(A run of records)
****************
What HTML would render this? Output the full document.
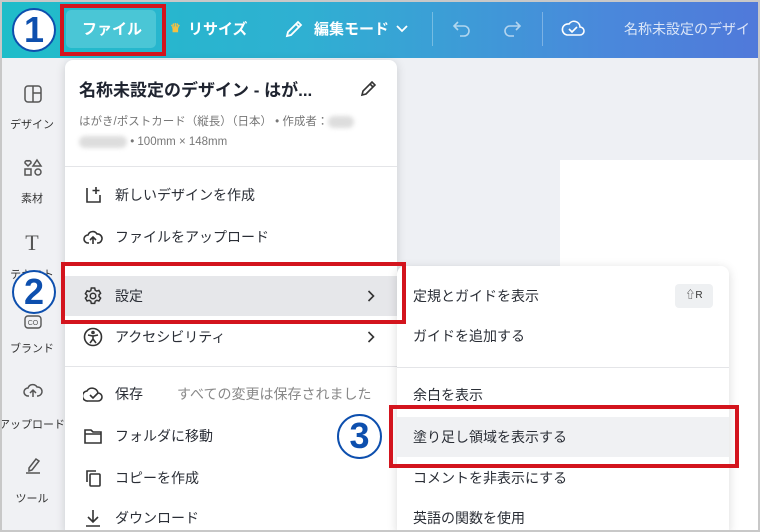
<!DOCTYPE html>
<html style="width:760px;height:532px;overflow:hidden"><head><meta charset="utf-8"><style>
*{box-sizing:border-box;margin:0;padding:0}
body{width:760px;height:532px;overflow:hidden;position:relative;font-family:"Liberation Sans","Noto Sans CJK JP",sans-serif;background:#eef0f4;color:#1f2430}
.frame{position:absolute;inset:0;border:2px solid #c8c8c8;z-index:50;pointer-events:none}
.top{position:absolute;left:0;top:0;width:760px;height:58px;background:linear-gradient(90deg,#1fbdc9 0%,#2fb0d2 40%,#4a88db 80%,#5079da 100%)}
.top .t{position:absolute;color:#fff;font-weight:bold;font-size:15px;top:18px}
.side{position:absolute;left:0;top:58px;width:64px;height:474px;background:#f0f1f4}
.side .l{position:absolute;width:64px;text-align:center;font-size:11px;color:#333}
.page{position:absolute;left:560px;top:160px;width:200px;height:372px;background:#fff}
.menu{position:absolute;left:65px;top:60px;width:332px;height:472px;background:#fff;border-radius:8px 8px 0 0;box-shadow:0 2px 10px rgba(0,0,0,.15);overflow:hidden}
.sub{position:absolute;left:397px;top:266px;width:332px;height:266px;background:#fff;border-radius:8px 8px 0 0;box-shadow:0 2px 10px rgba(0,0,0,.15);overflow:hidden}
.it{position:absolute;left:0;width:100%;height:40px;font-size:14px;color:#2a2e36;line-height:40px;padding-left:50px}
.sub .it{padding-left:16px}
.ic{position:absolute;left:18px;top:10px;width:20px;height:20px}
.div{position:absolute;left:0;width:100%;height:1px;background:#e4e5e8}
.red{position:absolute;border:4px solid #d3141d;z-index:20}
.num{position:absolute;border-radius:50%;background:#fff;border:2.5px solid #0d4fae;color:#0d4fae;font-weight:bold;text-align:center;z-index:30;font-family:"Liberation Sans",sans-serif}
.chev{position:absolute;right:22px;top:14px}
</style></head><body>
<div class="top">
 <div style="position:absolute;left:66px;top:10px;width:90px;height:38px;background:#4ac6d6;border-radius:5px"></div>
 <div class="t" style="left:82px">ファイル</div>
 <div class="t" style="left:170px;color:#f4c042;font-size:12px;top:21px">♛</div>
 <div class="t" style="left:188px">リサイズ</div>
 <svg style="position:absolute;left:283px;top:18px" width="22" height="22" viewBox="0 0 22 22" fill="none" stroke="#fff" stroke-width="1.8"><path d="M4 18l1-4L15 4l3 3L8 17z M13 6l3 3"/></svg>
 <div class="t" style="left:314px">編集モード</div>
 <svg style="position:absolute;left:396px;top:24px" width="12" height="10"><path d="M1 2l5 5 5-5" stroke="#fff" stroke-width="1.8" fill="none"/></svg>
 <div style="position:absolute;left:432px;top:12px;width:1px;height:34px;background:rgba(255,255,255,.3)"></div>
 <svg style="position:absolute;left:452px;top:18px" width="22" height="22" fill="none" stroke="rgba(255,255,255,.6)" stroke-width="1.6"><path d="M6 4L2 8l4 4M2 8h10a5 5 0 010 10H8"/></svg>
 <svg style="position:absolute;left:500px;top:18px" width="22" height="22" fill="none" stroke="rgba(255,255,255,.6)" stroke-width="1.6"><path d="M16 4l4 4-4 4M20 8H10a5 5 0 000 10h4"/></svg>
 <div style="position:absolute;left:542px;top:12px;width:1px;height:34px;background:rgba(255,255,255,.3)"></div>
 <svg style="position:absolute;left:560px;top:16px" width="26" height="24" fill="none" stroke="#fff" stroke-width="1.6"><path d="M7 19h13a4 4 0 000-8 6 6 0 00-11-3 5 5 0 00-2 11z M9 13l3 3 5-5"/></svg>
 <div class="t" style="left:624px;font-weight:normal;font-size:14px;top:19px;color:rgba(255,255,255,.8);white-space:nowrap">名称未設定のデザイ</div>
</div>
<div class="side">
 <svg style="position:absolute;left:23px;top:26px" width="20" height="20" fill="none" stroke="#555" stroke-width="1.5"><rect x="2" y="2" width="16" height="16" rx="3"/><path d="M10 2v16M10 9h8"/></svg>
 <div class="l" style="top:58px">デザイン</div>
 <svg style="position:absolute;left:23px;top:100px" width="20" height="20" fill="none" stroke="#555" stroke-width="1.5"><path d="M5 8L2 5a2 2 0 013-2l0 0a2 2 0 013 2z M14 2l4 6h-8z"/><rect x="2" y="11" width="6" height="6"/><circle cx="15" cy="14" r="3"/></svg>
 <div class="l" style="top:132px">素材</div>
 <div class="l" style="top:172px;font-size:22px;font-family:'Liberation Serif',serif;color:#555">T</div>
 <div class="l" style="top:208px">テキスト</div>
 <svg style="position:absolute;left:23px;top:256px" width="20" height="16" fill="none" stroke="#555" stroke-width="1.4"><rect x="2" y="2" width="16" height="12" rx="3"/><text x="10" y="11" font-size="7" text-anchor="middle" fill="#555" stroke="none" font-family="Liberation Sans">CO</text></svg>
 <div class="l" style="top:282px">ブランド</div>
 <svg style="position:absolute;left:23px;top:323px" width="20" height="18" fill="none" stroke="#555" stroke-width="1.5"><path d="M6 15H5a4 4 0 010-8 5 5 0 019-1 4 4 0 011 9h-1M10 16V9M7 12l3-3 3 3"/></svg>
 <div class="l" style="top:358px;left:-4px;width:72px">アップロード</div>
 <svg style="position:absolute;left:23px;top:398px" width="20" height="20" fill="none" stroke="#555" stroke-width="1.5"><path d="M6 12l7-9 3 2-7 9-3 1z M3 17h14"/></svg>
 <div class="l" style="top:432px">ツール</div>
</div>
<div class="page"></div>

<div class="menu">
 <div style="position:absolute;left:14px;top:16px;font-size:17px;font-weight:bold;color:#1f2430">名称未設定のデザイン - はが...</div>
 <svg style="position:absolute;left:294px;top:18px" width="20" height="20" fill="none" stroke="#333" stroke-width="1.6"><path d="M3 17l1-4L13 4l3 3-9 9z M11 6l3 3"/></svg>
 <div style="position:absolute;left:14px;top:53px;font-size:11.5px;color:#777">はがき/ポストカード（縦長）（日本） • 作成者：<span style="display:inline-block;width:26px;height:12px;background:#ddd;border-radius:6px;filter:blur(2px);vertical-align:middle"></span></div>
 <div style="position:absolute;left:14px;top:76px;font-size:11.5px;color:#777"><span style="display:inline-block;width:48px;height:12px;background:#ddd;border-radius:6px;filter:blur(2px);vertical-align:middle"></span> • 100mm × 148mm</div>
 <div class="div" style="top:106px"></div>
 <div class="it" style="top:115px"><svg class="ic" viewBox="0 0 20 20" fill="none" stroke="#333" stroke-width="1.6"><path d="M4 3v14h13V10 M13 2v7M9.5 5.5h7"/></svg>新しいデザインを作成</div>
 <div class="it" style="top:157px"><svg class="ic" viewBox="0 0 20 20" fill="none" stroke="#333" stroke-width="1.6"><path d="M6 16H5a4 4 0 010-8 5 5 0 019-1 4 4 0 011 9h-1M10 17v-7M7 13l3-3 3 3"/></svg>ファイルをアップロード</div>
 <div class="it" style="top:216px;background:#e6e7ea"><svg class="ic" viewBox="0 0 20 20" fill="none" stroke="#333" stroke-width="1.5"><circle cx="10" cy="10" r="2.8"/><path d="M8.3 2h3.4l.5 2.2 1.6.9 2.1-.7 1.7 2.9-1.6 1.5v1.8l1.6 1.5-1.7 2.9-2.1-.7-1.6.9-.5 2.2H8.3l-.5-2.2-1.6-.9-2.1.7-1.7-2.9 1.6-1.5V9.2L2.4 7.7l1.7-2.9 2.1.7 1.6-.9z"/></svg>設定<svg class="chev" width="8" height="12" fill="none" stroke="#333" stroke-width="1.6"><path d="M1.5 1l5 5-5 5"/></svg></div>
 <div class="it" style="top:257px"><svg class="ic" viewBox="0 0 20 20" fill="none" stroke="#333" stroke-width="1.6"><circle cx="10" cy="10" r="8.5"/><circle cx="10" cy="5.5" r="1"/><path d="M5 8l5 1 5-1M10 9v3l-3 4M10 12l3 4"/></svg>アクセシビリティ<svg class="chev" width="8" height="12" fill="none" stroke="#333" stroke-width="1.6"><path d="M1.5 1l5 5-5 5"/></svg></div>
 <div class="div" style="top:306px"></div>
 <div class="it" style="top:314px"><svg class="ic" viewBox="0 0 20 20" fill="none" stroke="#333" stroke-width="1.6"><path d="M5 17h10a4 4 0 000-8 6 6 0 00-11-2 5 5 0 001 10z M7 11l3 3 5-5"/></svg>保存<span style="position:absolute;left:112px;color:#888">すべての変更は保存されました</span></div>
 <div class="it" style="top:356px"><svg class="ic" viewBox="0 0 20 20" fill="none" stroke="#333" stroke-width="1.6"><path d="M2 4h6l2 2h8v11H2z M2 8h16"/></svg>フォルダに移動</div>
 <div class="it" style="top:398px"><svg class="ic" viewBox="0 0 20 20" fill="none" stroke="#333" stroke-width="1.6"><path d="M4 14V3h9"/><rect x="7" y="6" width="10" height="12" rx="1"/></svg>コピーを作成</div>
 <div class="it" style="top:438px"><svg class="ic" viewBox="0 0 20 20" fill="none" stroke="#333" stroke-width="1.6"><path d="M10 2v12M5 9l5 5 5-5M3 18h14"/></svg>ダウンロード</div>
</div>

<div class="sub">
 <div class="it" style="top:10px">定規とガイドを表示<span style="position:absolute;right:16px;top:8px;height:24px;width:38px;background:#eef0f2;border-radius:4px;font-size:10px;text-align:center;line-height:24px;color:#333">⇧R</span></div>
 <div class="it" style="top:50px">ガイドを追加する</div>
 <div class="div" style="top:101px"></div>
 <div class="it" style="top:109px">余白を表示</div>
 <div class="it" style="top:151px;background:#f0f1f3">塗り足し領域を表示する</div>
 <div class="it" style="top:192px">コメントを非表示にする</div>
 <div class="it" style="top:232px">英語の関数を使用</div>
</div>

<div class="red" style="left:60px;top:4px;width:106px;height:52px"></div>
<div class="red" style="left:61px;top:262px;width:345px;height:62px"></div>
<div class="red" style="left:389px;top:405px;width:350px;height:63px"></div>

<div class="num" style="left:12px;top:8px;width:44px;height:44px;font-size:36px;line-height:39px">1</div>
<div class="num" style="left:12px;top:270px;width:44px;height:44px;font-size:36px;line-height:39px">2</div>
<div class="num" style="left:337px;top:414px;width:45px;height:45px;font-size:36px;line-height:40px">3</div>
<div class="frame"></div>
</body></html>
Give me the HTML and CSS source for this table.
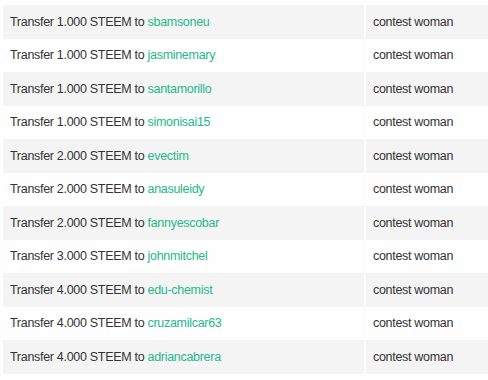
FILE: index.html
```html
<!DOCTYPE html>
<html>
<head>
<meta charset="utf-8">
<link rel="stylesheet" href="styles.css">
</head>
<body>
<table class="tx">
<tbody>
<tr><td class="op">Transfer 1.000 STEEM to <a class="acct">sbamsoneu</a></td><td class="memo">contest woman</td></tr>
<tr><td class="op">Transfer 1.000 STEEM to <a class="acct">jasminemary</a></td><td class="memo">contest woman</td></tr>
<tr><td class="op">Transfer 1.000 STEEM to <a class="acct">santamorillo</a></td><td class="memo">contest woman</td></tr>
<tr><td class="op">Transfer 1.000 STEEM to <a class="acct">simonisai15</a></td><td class="memo">contest woman</td></tr>
<tr><td class="op">Transfer 2.000 STEEM to <a class="acct">evectim</a></td><td class="memo">contest woman</td></tr>
<tr><td class="op">Transfer 2.000 STEEM to <a class="acct">anasuleidy</a></td><td class="memo">contest woman</td></tr>
<tr><td class="op">Transfer 2.000 STEEM to <a class="acct">fannyescobar</a></td><td class="memo">contest woman</td></tr>
<tr><td class="op">Transfer 3.000 STEEM to <a class="acct">johnmitchel</a></td><td class="memo">contest woman</td></tr>
<tr><td class="op">Transfer 4.000 STEEM to <a class="acct">edu-chemist</a></td><td class="memo">contest woman</td></tr>
<tr><td class="op">Transfer 4.000 STEEM to <a class="acct">cruzamilcar63</a></td><td class="memo">contest woman</td></tr>
<tr><td class="op">Transfer 4.000 STEEM to <a class="acct">adriancabrera</a></td><td class="memo">contest woman</td></tr>
</tbody>
</table>
</body>
</html>
```
FILE: styles.css
```css
html, body {
  margin: 0;
  padding: 0;
  background: #fefefe;
}
body {
  padding: 5px 0 0 3px;
  font-family: "Liberation Sans", Arial, sans-serif;
  font-size: 12.5px;
  letter-spacing: -0.3px;
  color: #333;
}
.tx {
  border-collapse: collapse;
  width: 485px;
}
.tx tr {
  height: 33.5px;
}
.tx tr:nth-child(odd) {
  background: #f4f4f4;
}
.tx td {
  padding: 0 0 0 7px;
  vertical-align: middle;
}
.tx td.op {
  width: 354px;
  border-right: 2px solid #fbfbfb;
}
.acct {
  color: #1fb88a;
  text-decoration: none;
}
```
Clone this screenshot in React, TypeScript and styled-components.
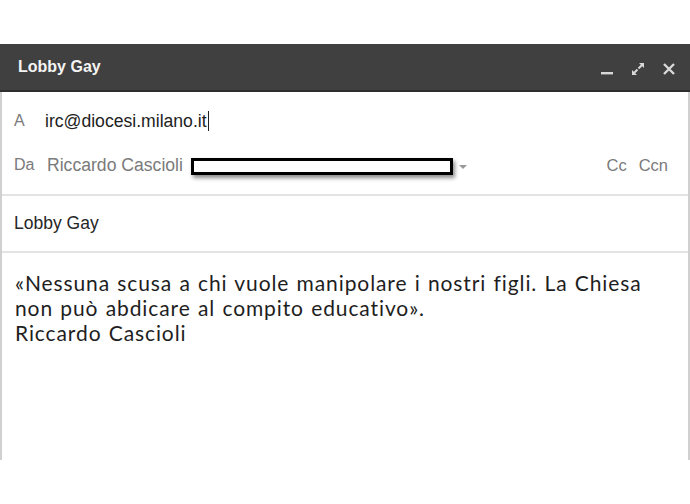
****************
Lines that hold "this" are the ones to copy; find all of them.

Reply =>
What HTML would render this? Output the full document.
Give me the HTML and CSS source for this table.
Clone this screenshot in React, TypeScript and styled-components.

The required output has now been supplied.